Harnessing TI Feeds for Exploitation Detection
Kajal Patel, Zubair Shafiq, Mateus Nogueira, Daniel Sadoc Menasché, Enrico Lovat, Taimur Kashif, Ashton Woiwood, Matheus Martins
TL;DR
The paper tackles automated detection of vulnerability exploitation in the wild from large, heterogeneous Threat Intelligence feeds. It introduces a machine learning pipeline that leverages static and dynamic embeddings (Doc2Vec/TI2Vec; BERT/TIBERT) to convert loosely structured TI text into predictive features, trained against expert-labeled ground truth. Through longitudinal and temporal+spatial evaluations across 191 TI feeds, TI-based embeddings (especially TIBERT) achieve up to about 0.78 F1, demonstrating strong potential for data-driven vulnerability risk assessment and updating risk catalogs like CVSS/EPSS. The work provides a scalable framework for translating TI feed data into actionable exploitation signals to support incident response and proactive patch management.
Abstract
Many organizations rely on Threat Intelligence (TI) feeds to assess the risk associated with security threats.
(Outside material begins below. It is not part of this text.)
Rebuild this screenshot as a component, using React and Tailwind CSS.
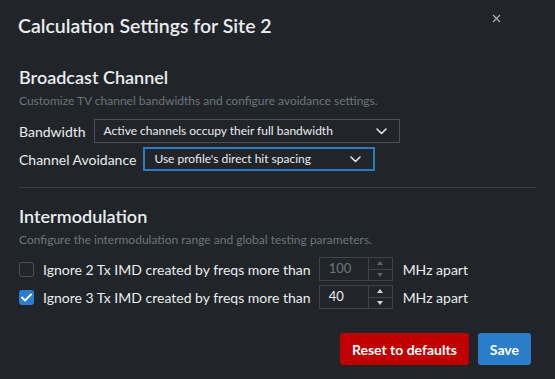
import { useState } from "react";

function Chevron() {
  return (
    <svg width="11" height="7" viewBox="0 0 11 7" fill="none" className="shrink-0">
      <path d="M1 1l4.5 4.5L10 1" stroke="#dee2e6" strokeWidth="1.6" strokeLinecap="round" strokeLinejoin="round" />
    </svg>
  );
}

function Select({ value, width, active }) {
  return (
    <div
      className={`flex items-center justify-between h-[24px] pl-[9px] pr-[12px] text-[12px] text-[#e9ecef] ${width} ${
        active ? "border-2 border-[#2a7bc4]" : "border border-[#495057]"
      }`}
    >
      <span>{value}</span>
      <Chevron />
    </div>
  );
}

function NumberInput({ value, disabled }) {
  return (
    <div className="flex h-[24px] w-[74px] border border-[#3e444a]">
      <div className={`flex-1 flex items-center pl-[9px] text-[13px] ${disabled ? "text-[#6c757d]" : "text-[#e9ecef]"}`}>
        {value}
      </div>
      <div className="w-[24px] flex flex-col border-l border-[#3e444a]">
        <div className="flex-1 flex items-center justify-center border-b border-[#3e444a]">
          <svg width="6" height="4" viewBox="0 0 6 4">
            <path d="M0 4L3 0L6 4Z" fill={disabled ? "#5c636a" : "#ced4da"} />
          </svg>
        </div>
        <div className="flex-1 flex items-center justify-center">
          <svg width="6" height="4" viewBox="0 0 6 4">
            <path d="M0 0L6 0L3 4Z" fill={disabled ? "#5c636a" : "#ced4da"} />
          </svg>
        </div>
      </div>
    </div>
  );
}

function CheckRow({ checked, label, value, disabled }) {
  return (
    <div className="flex items-center h-[24px]">
      <div
        className={`w-[15px] h-[15px] rounded-[3px] flex items-center justify-center ${
          checked ? "bg-[#2b7cd3]" : "border border-[#495057]"
        }`}
      >
        {checked && (
          <svg width="11" height="9" viewBox="0 0 11 9" fill="none">
            <path d="M1 4.5L4 7.5L10 1.5" stroke="white" strokeWidth="1.8" strokeLinecap="round" strokeLinejoin="round" />
          </svg>
        )}
      </div>
      <span className="ml-[9px] text-[14px] text-[#e9ecef]">{label}</span>
      <div className="ml-[8px]">
        <NumberInput value={value} disabled={disabled} />
      </div>
      <span className="ml-[10px] text-[14px] text-[#e9ecef]">MHz apart</span>
    </div>
  );
}

export default function App() {
  const [open] = useState(true);
  if (!open) return null;

  return (
    <div className="w-[555px] h-[379px] bg-[#212529] px-[18px] font-['Lato',sans-serif] overflow-hidden">
      <div className="flex justify-between items-start pt-[13px]">
        <h1 className="text-[19.5px] leading-[26px] font-semibold text-[#e9ecef]">
          Calculation Settings for Site 2
        </h1>
        <button className="mt-[1px] mr-[36px] text-[#adb5bd]">
          <svg width="9" height="9" viewBox="0 0 9 9">
            <path d="M1 1l7 7M8 1l-7 7" stroke="#adb5bd" strokeWidth="1.1" />
          </svg>
        </button>
      </div>

      <div className="mt-[26px] px-px">
        <h2 className="text-[18px] leading-[24px] font-semibold text-[#e9ecef]">Broadcast Channel</h2>
        <p className="mt-[4px] text-[12px] leading-[16px] text-[#6c757d]">
          Customize TV channel bandwidths and configure avoidance settings.
        </p>
        <div className="mt-[10px] flex items-center gap-[8px]">
          <span className="text-[14px] text-[#e9ecef]">Bandwidth</span>
          <Select value="Active channels occupy their full bandwidth" width="w-[306px]" />
        </div>
        <div className="mt-[4px] flex items-center gap-[7px]">
          <span className="text-[14px] text-[#e9ecef]">Channel Avoidance</span>
          <Select value="Use profile's direct hit spacing" width="w-[232px]" active />
        </div>
      </div>

      <div className="mt-[16px] mx-px h-px bg-[#3a3f44]" />

      <div className="mt-[16px] px-px">
        <h2 className="text-[18px] leading-[24px] font-semibold text-[#e9ecef]">Intermodulation</h2>
        <p className="mt-[4px] text-[12px] leading-[16px] text-[#6c757d]">
          Configure the intermodulation range and global testing parameters.
        </p>
        <div className="mt-[9px] flex flex-col gap-[4px]">
          <CheckRow label="Ignore 2 Tx IMD created by freqs more than" value="100" disabled />
          <CheckRow checked label="Ignore 3 Tx IMD created by freqs more than" value="40" />
        </div>
      </div>

      <div className="mt-[24px] flex justify-end gap-[9px] pr-[6px]">
        <button className="h-[32px] px-[12px] rounded-[3px] bg-[#c00000] text-white text-[14px] font-bold">
          Reset to defaults
        </button>
        <button className="h-[32px] px-[12px] rounded-[3px] bg-[#2b7cc9] text-white text-[14px] font-bold">
          Save
        </button>
      </div>
    </div>
  );
}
Due to the volume and heterogeneity of data, it is prohibitive to manually analyze the threat information available in different loosely structured TI feeds. Thus, there is a need to develop automated methods to vet and extract actionable information from TI feeds. To this end, we present a machine learning pipeline to automatically detect vulnerability exploitation from TI feeds. We first model threat vocabulary in loosely structured TI feeds using state-of-the-art embedding techniques (Doc2Vec and BERT) and then use it to train a supervised machine learning classifier to detect exploitation of security vulnerabilities. We use our approach to identify exploitation events in 191 different TI feeds. Our longitudinal evaluation shows that it is able to accurately identify exploitation events from TI feeds only using past data for training and even on TI feeds withheld from training. Our proposed approach is useful for a variety of downstream tasks such as data-driven vulnerability risk assessment.